Steve had been asked to write operas and in the 1980’s contemporaries of his were doing just that, Philip Glass, John Adams. And they were working with historical and contemporary subject matter. Robert Wilson, of course, as well. This was our response to those works, but wanting to use more contemporary tools that we were immersed in to make the work.
We’re also both artists who like to work at home, do the technical stuff ourselves, and so until we finally staged the work and got involved with Nick Mangano and Carey Perloff and Richard Nelson and John Arnone, our staging team, the work existed in my studio as a video installation and Steve would send me the music through cables connecting our studios.
E.S.: Between 1980 and 1988 you devoted yourself fulltime to oil painting, creating works on handwoven and traditional linen canvas. These were paintings based on a language you created which were an analog to the Latin alphabet. A room in this abstract language was created illuminating the Babel story, as well as other texts. Why did it come to this withdrawal from technologic media during this period of time?
B.K.: I withdrew from video technology to paint on the handmade canvas I was making on the loom, and to create a grid based language which allowed me to create a body of work which visualized language abstractly. I wanted to make a handmade work with an ancient and sophisticated technology…to see where it would lead. The language of dots on a grid were an analog to the Roman alphabet, and the finished canvases were like a language as still life, what thought looks like abstracted from meaning, though the meaning was there if you wanted to follow the code.
E.S.: Do you have a single work within your corpus of media art, which is most important to your decades of experiences as an artist?

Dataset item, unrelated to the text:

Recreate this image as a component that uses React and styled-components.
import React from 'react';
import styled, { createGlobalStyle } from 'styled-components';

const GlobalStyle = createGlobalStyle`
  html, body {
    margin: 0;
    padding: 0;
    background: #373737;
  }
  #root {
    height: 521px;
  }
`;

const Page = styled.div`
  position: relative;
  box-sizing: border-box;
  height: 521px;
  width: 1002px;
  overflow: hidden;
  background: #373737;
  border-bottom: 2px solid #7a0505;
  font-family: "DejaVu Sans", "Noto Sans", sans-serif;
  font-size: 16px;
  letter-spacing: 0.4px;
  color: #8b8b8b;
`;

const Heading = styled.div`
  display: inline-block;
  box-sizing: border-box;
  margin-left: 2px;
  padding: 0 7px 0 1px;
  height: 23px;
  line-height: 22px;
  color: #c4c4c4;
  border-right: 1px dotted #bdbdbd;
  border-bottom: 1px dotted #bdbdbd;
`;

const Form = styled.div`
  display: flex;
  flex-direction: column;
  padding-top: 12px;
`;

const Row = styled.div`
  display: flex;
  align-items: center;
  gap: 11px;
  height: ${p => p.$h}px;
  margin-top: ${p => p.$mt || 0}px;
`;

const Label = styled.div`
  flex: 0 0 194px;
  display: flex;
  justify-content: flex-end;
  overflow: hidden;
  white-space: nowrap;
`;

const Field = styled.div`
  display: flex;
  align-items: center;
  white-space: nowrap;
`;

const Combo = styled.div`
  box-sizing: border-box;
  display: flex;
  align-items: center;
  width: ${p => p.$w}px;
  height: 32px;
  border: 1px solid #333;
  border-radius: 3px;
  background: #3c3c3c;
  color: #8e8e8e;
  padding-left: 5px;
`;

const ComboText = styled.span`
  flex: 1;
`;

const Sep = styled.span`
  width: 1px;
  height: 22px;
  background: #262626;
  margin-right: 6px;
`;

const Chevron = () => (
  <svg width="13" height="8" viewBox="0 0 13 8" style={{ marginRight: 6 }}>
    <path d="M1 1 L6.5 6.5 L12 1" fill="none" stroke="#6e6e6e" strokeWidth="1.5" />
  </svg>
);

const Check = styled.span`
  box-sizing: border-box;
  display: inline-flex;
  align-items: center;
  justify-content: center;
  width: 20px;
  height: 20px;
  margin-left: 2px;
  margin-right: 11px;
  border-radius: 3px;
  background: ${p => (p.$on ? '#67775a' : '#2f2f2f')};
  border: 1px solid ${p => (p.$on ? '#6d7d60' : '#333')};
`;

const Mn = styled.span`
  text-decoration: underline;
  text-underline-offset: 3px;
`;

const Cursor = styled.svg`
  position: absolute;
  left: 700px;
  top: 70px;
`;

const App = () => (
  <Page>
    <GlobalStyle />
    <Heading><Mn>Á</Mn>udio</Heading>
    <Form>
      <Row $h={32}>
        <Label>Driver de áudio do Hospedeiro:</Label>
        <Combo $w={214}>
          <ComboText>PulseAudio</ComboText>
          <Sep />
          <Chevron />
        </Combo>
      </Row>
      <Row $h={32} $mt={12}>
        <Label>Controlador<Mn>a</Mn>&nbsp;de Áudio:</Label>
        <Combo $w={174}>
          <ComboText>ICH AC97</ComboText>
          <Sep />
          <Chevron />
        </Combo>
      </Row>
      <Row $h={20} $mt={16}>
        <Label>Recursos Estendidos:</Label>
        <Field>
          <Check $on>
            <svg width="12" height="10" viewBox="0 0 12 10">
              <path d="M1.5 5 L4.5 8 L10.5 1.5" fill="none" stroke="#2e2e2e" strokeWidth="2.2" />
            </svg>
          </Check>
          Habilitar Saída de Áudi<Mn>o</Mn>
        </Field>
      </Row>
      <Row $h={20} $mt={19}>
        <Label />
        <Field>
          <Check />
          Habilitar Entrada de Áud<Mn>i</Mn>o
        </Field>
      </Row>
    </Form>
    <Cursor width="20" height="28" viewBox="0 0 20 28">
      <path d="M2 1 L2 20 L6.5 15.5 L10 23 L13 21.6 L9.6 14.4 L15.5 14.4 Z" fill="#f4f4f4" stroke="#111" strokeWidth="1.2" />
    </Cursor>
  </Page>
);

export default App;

B.K.: Well, Dachau 1974 was the most influential to my work until Three Tales which began in 1996 and was not finished until 2002 because of a lot of interruptions. From 1996 to the present, I was working then in programs like After Effects and Photoshop that allowed me to have a completely flexible layered computer based canvas that has impacted all the work since that time.

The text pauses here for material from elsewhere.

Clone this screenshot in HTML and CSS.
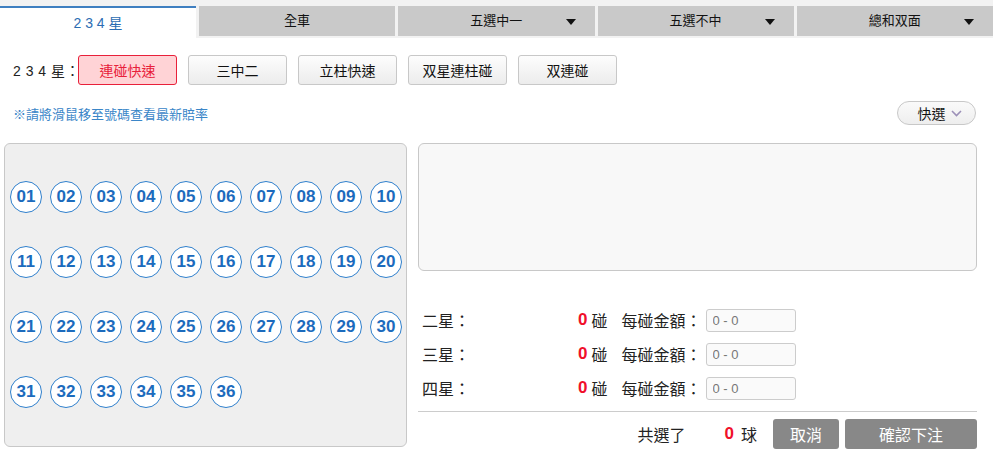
FILE: index.html
```html
<!DOCTYPE html>
<html lang="zh-Hant">
<head>
  <meta charset="UTF-8" />
  <title>234星</title>
  <link rel="stylesheet" href="styles.css">
</head>
<body>

  <!-- Onglets -->
  <div class="tabs">
    <div class="tab active">2 3 4 星</div>
    <div class="tab">全車</div>
    <div class="tab drop">五選中一<span class="caret"></span></div>
    <div class="tab drop">五選不中<span class="caret"></span></div>
    <div class="tab drop">總和双面<span class="caret"></span></div>
  </div>

  <!-- Sous-types -->
  <div class="types">
    <span class="types-label">2 3 4 星：</span>
    <button class="type on">連碰快速</button>
    <button class="type">三中二</button>
    <button class="type">立柱快速</button>
    <button class="type">双星連柱碰</button>
    <button class="type">双連碰</button>
  </div>

  <div class="hint-row">
    <span class="hint">※請將滑鼠移至號碼查看最新賠率</span>
    <button class="quick">快選
      <svg width="11" height="7" viewBox="0 0 11 7"><path d="M1 1 L5.5 5.5 L10 1" fill="none" stroke="#9c90b8" stroke-width="1.6"/></svg>
    </button>
  </div>

  <div class="main">
    <div class="balls" id="balls"></div>

    <div class="side">
      <div class="picked"></div>

      <div class="rows">
        <div class="row">
          <span class="row-label">二星：</span>
          <b class="red">0</b><span class="unit">碰</span>
          <span class="amount-label">每碰金額：</span>
          <input class="amount" type="text" placeholder="0 - 0" />
        </div>
        <div class="row">
          <span class="row-label">三星：</span>
          <b class="red">0</b><span class="unit">碰</span>
          <span class="amount-label">每碰金額：</span>
          <input class="amount" type="text" placeholder="0 - 0" />
        </div>
        <div class="row">
          <span class="row-label">四星：</span>
          <b class="red">0</b><span class="unit">碰</span>
          <span class="amount-label">每碰金額：</span>
          <input class="amount" type="text" placeholder="0 - 0" />
        </div>
      </div>

      <div class="footer">
        <span class="total">共選了</span>
        <b class="red">0</b><span class="unit">球</span>
        <button class="btn cancel">取消</button>
        <button class="btn confirm">確認下注</button>
      </div>
    </div>
  </div>

  <script>
    const zone = document.getElementById("balls");
    for (let i = 1; i <= 36; i++) {
      const b = document.createElement("span");
      b.className = "ball";
      b.textContent = String(i).padStart(2, "0");
      zone.appendChild(b);
    }
  </script>
</body>
</html>
```

FILE: styles.css
```css
body {
  margin: 0;
  font-family: "Liberation Sans", "Noto Sans CJK TC", sans-serif;
  font-size: 13px;
  color: #222;
  background: #fff;
  width: 993px;
}

button {
  font-family: inherit;
  cursor: pointer;
}

/* Onglets */
.tabs {
  display: flex;
  align-items: flex-start;
  gap: 3px;
  height: 38px;
  padding-top: 6px;
  box-sizing: border-box;
  background: #f2f2f2;
}

.tab {
  flex: 1;
  height: 30px;
  line-height: 30px;
  text-align: center;
  background: #c9c9c9;
  color: #111;
  position: relative;
}

.tab.active {
  flex: none;
  width: 196px;
  height: 32px;
  line-height: 30px;
  box-sizing: border-box;
  border-top: 2px solid #3f7fc0;
  background: #fff;
  color: #2b6db3;
  font-size: 14px;
}

.caret {
  position: absolute;
  right: 19px;
  top: 13px;
  border-left: 5px solid transparent;
  border-right: 5px solid transparent;
  border-top: 6px solid #111;
}

/* Sous-types */
.types {
  display: flex;
  align-items: center;
  margin-top: 17px;
  padding-left: 13px;
  height: 30px;
}

.types-label {
  width: 65px;
  flex-shrink: 0;
  white-space: nowrap;
  font-size: 14px;
  letter-spacing: 0.5px;
}

.type {
  width: 99px;
  height: 30px;
  margin-right: 11px;
  font-size: 14px;
  color: #111;
  border: 1px solid #c8c8c8;
  border-radius: 3px;
  background: linear-gradient(to bottom, #fdfdfd, #ececec);
}

.type.on {
  background: #ffd3d6;
  border-color: #e8203a;
  color: #e8203a;
}

.hint-row {
  display: flex;
  align-items: center;
  justify-content: space-between;
  margin-top: 16px;
  padding: 0 17px 0 13px;
  height: 24px;
}

.hint {
  color: #3a86c8;
  font-size: 13px;
}

.quick {
  width: 79px;
  height: 24px;
  border: 1px solid #c8c8c8;
  border-radius: 12px;
  background: linear-gradient(to bottom, #fafafa, #eeeeee);
  font-size: 14px;
  color: #111;
  display: flex;
  align-items: center;
  justify-content: center;
  gap: 5px;
  padding: 0 0 0 6px;
}

/* Zone principale */
.main {
  display: flex;
  margin-top: 18px;
  padding-left: 4px;
  gap: 11px;
}

.balls {
  width: 403px;
  height: 304px;
  box-sizing: border-box;
  background: #efefef;
  border: 1px solid #c8c8c8;
  border-radius: 6px;
  padding: 37px 0 0 5px;
  display: grid;
  grid-template-columns: repeat(10, 32px);
  grid-auto-rows: 32px;
  column-gap: 8px;
  row-gap: 33px;
  align-content: start;
}

.ball {
  width: 32px;
  height: 32px;
  box-sizing: border-box;
  border: 1.5px solid #2f7fcc;
  border-radius: 50%;
  background: #fff;
  color: #1c6bbd;
  font-weight: bold;
  font-size: 17px;
  line-height: 29px;
  text-align: center;
}

.side {
  width: 559px;
}

.picked {
  height: 128px;
  box-sizing: border-box;
  background: #f8f8f8;
  border: 1px solid #c8c8c8;
  border-radius: 6px;
}

.rows {
  margin-top: 32px;
}

.row {
  display: flex;
  align-items: center;
  height: 34px;
  padding-left: 4px;
  font-size: 16px;
  color: #222;
}

.row-label {
  width: 156px;
}

.red {
  color: #f0102a;
  font-size: 17px;
}

.unit {
  margin-left: 4px;
}

.amount-label {
  margin-left: 14px;
}

.amount {
  width: 90px;
  height: 23px;
  box-sizing: border-box;
  margin-left: 4px;
  border: 1px solid #cccccc;
  border-radius: 3px;
  background: #fafafa;
  padding: 0 6px;
  font-family: inherit;
  font-size: 13px;
}

.amount::placeholder {
  color: #777;
}

.footer {
  display: flex;
  align-items: center;
  justify-content: flex-end;
  margin-top: 6px;
  border-top: 1px solid #cccccc;
  padding-top: 7px;
  font-size: 16px;
}

.total {
  margin-right: 39px;
}

.footer .unit {
  margin-left: 7px;
  margin-right: 16px;
}

.btn {
  height: 30px;
  border: none;
  border-radius: 3px;
  background: #888888;
  color: #fff;
  font-size: 16px;
}

.cancel {
  width: 66px;
  margin-right: 6px;
}

.confirm {
  width: 132px;
}
```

E.S.: How do you view your retrospective of your works at the Aldrich Museum, what was most important for you in the concept of this exhibition? Also your recent works about two women, Florence and Etty, are exhibited, how did you find and interpret these two females as icons?

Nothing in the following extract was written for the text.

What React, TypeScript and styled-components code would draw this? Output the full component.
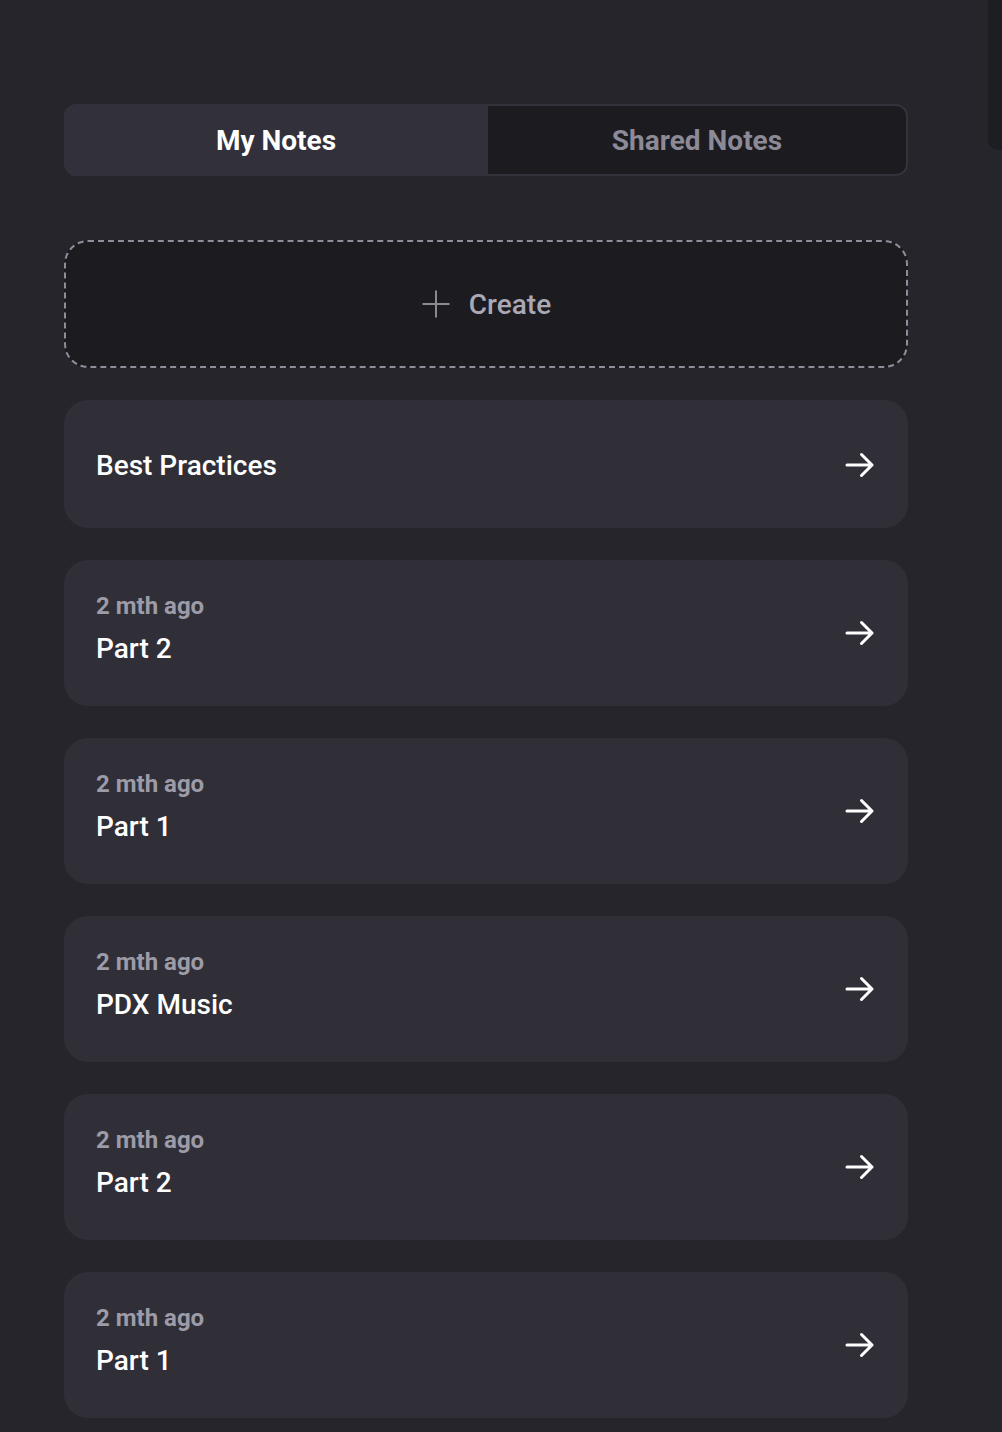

B.K.: Textere in latin refers to web, texture, structure or translates as to weave. Throughout the years different ways of visualizing thought have been manifested in my work. I think the Aldrich exhibition gives expression to both the variety and consistency of this pursuit which has been sustained over a long period of time.
Florence (2008/9) and Etty (2009/10) - these two of the works in the Aldrich show are also my most personal works.
In 2007 when I began Florence I was playing at the computer and made a weaving out of bits of video footage of snow storms and waterfalls, some elements of which were used in another work from that period, Vermont Landscape. Having finished a long collaborative period in 2002 I wanted to get back to the studio of the painting years and the years that preceded those to the multiple channel Text and Commentary made entirely in my studio, by hand, for the camera. I wanted to keep the recorded material local, around the house or in walking distance thereof.
As I viewed the weaving I’d made on the computer the name Florence Nightingale came to mind, and I realized that though her name had become a cliché, I had no idea who she really was.
And so I sifted through hundreds of pages of her brilliant writings, which included an intense rejection of her upper class English background as she sought to find a life of meaning and purpose apart from what was designated by birth. At 30 she set off with a ragtag group of women to save men outside of Istanbul during the brutal Crimean War, and transformed what had been complete neglect on the battlefield into a system of caring for the wounded.
Through the very slow, rhythmic falling of words against a background literally woven from moving video images, (winter storms, boiling water) a new sense of reading and time is created.
When I finished Florence I sought a companion for her, someone with that kind of intense resolve over a sustained period of time to dig deep inside herself to find the meaning to carry her through a difficult time. Etty Hillesum, a 29 year old Jewish Dutch writer found herself commuting for a year between Amsterdam and the transit camp of Westerbork, while experiencing and witnessing the devastation befalling Dutch Jews. What drew me to her was her ability to internally resist her inevitable physical captivity and death in an effort not to surrender her ‘self.’ The day she is shipped out, she records “We left the camp singing.”
“Weather” as the in-motion, woven backdrop to the falling words is a common element in both works.
These two works are a kind of poetry from other people’s words…also a kind of soliloquy.
E.S.: How do you see the technological changes in video art, like digital video, video on the internet? Do you think the media video changed as an artistic video during the years caused by its technology? You created your latest media works with digital video, was it a different work for you?
B.K.: In the digital realm I’ve definitely found the tools that I love working with. I still find it fascinating that in a work like Three Tales, raw material was gathered with a video camera in the field, imported into the computer where the images were recreated on a time based canvas. From the computer to a tape deck in my studio, the work premiered in Vienna on a 32 foot wide video screen. It was presented as a ‘film’ on the independent film channel, packaged as a DVD, with sections streamed to the web. And since the early days of video, this all happened within a relatively short period of time. The strategies that were employed early in my career to get a public off the couch and into a public space have been turned on their head with the access and decentralization of the internet and the powerful tools available at the desktop level. Of course, other issues are brought up with the overload of “information” people have to sift through out there, privacy issues, misinformation, a sense that technologic power is an end in itself, but that’s another interview. In the early days of Radical Software we were involved in thinking about media ecology, the relationship of media to the information environment in which we live. Now the focus is more on the information highway. I think we could be developing more of a Radical Software self-critical consciousness. But in the end, whatever tools you use, work is only as good as the artist making it.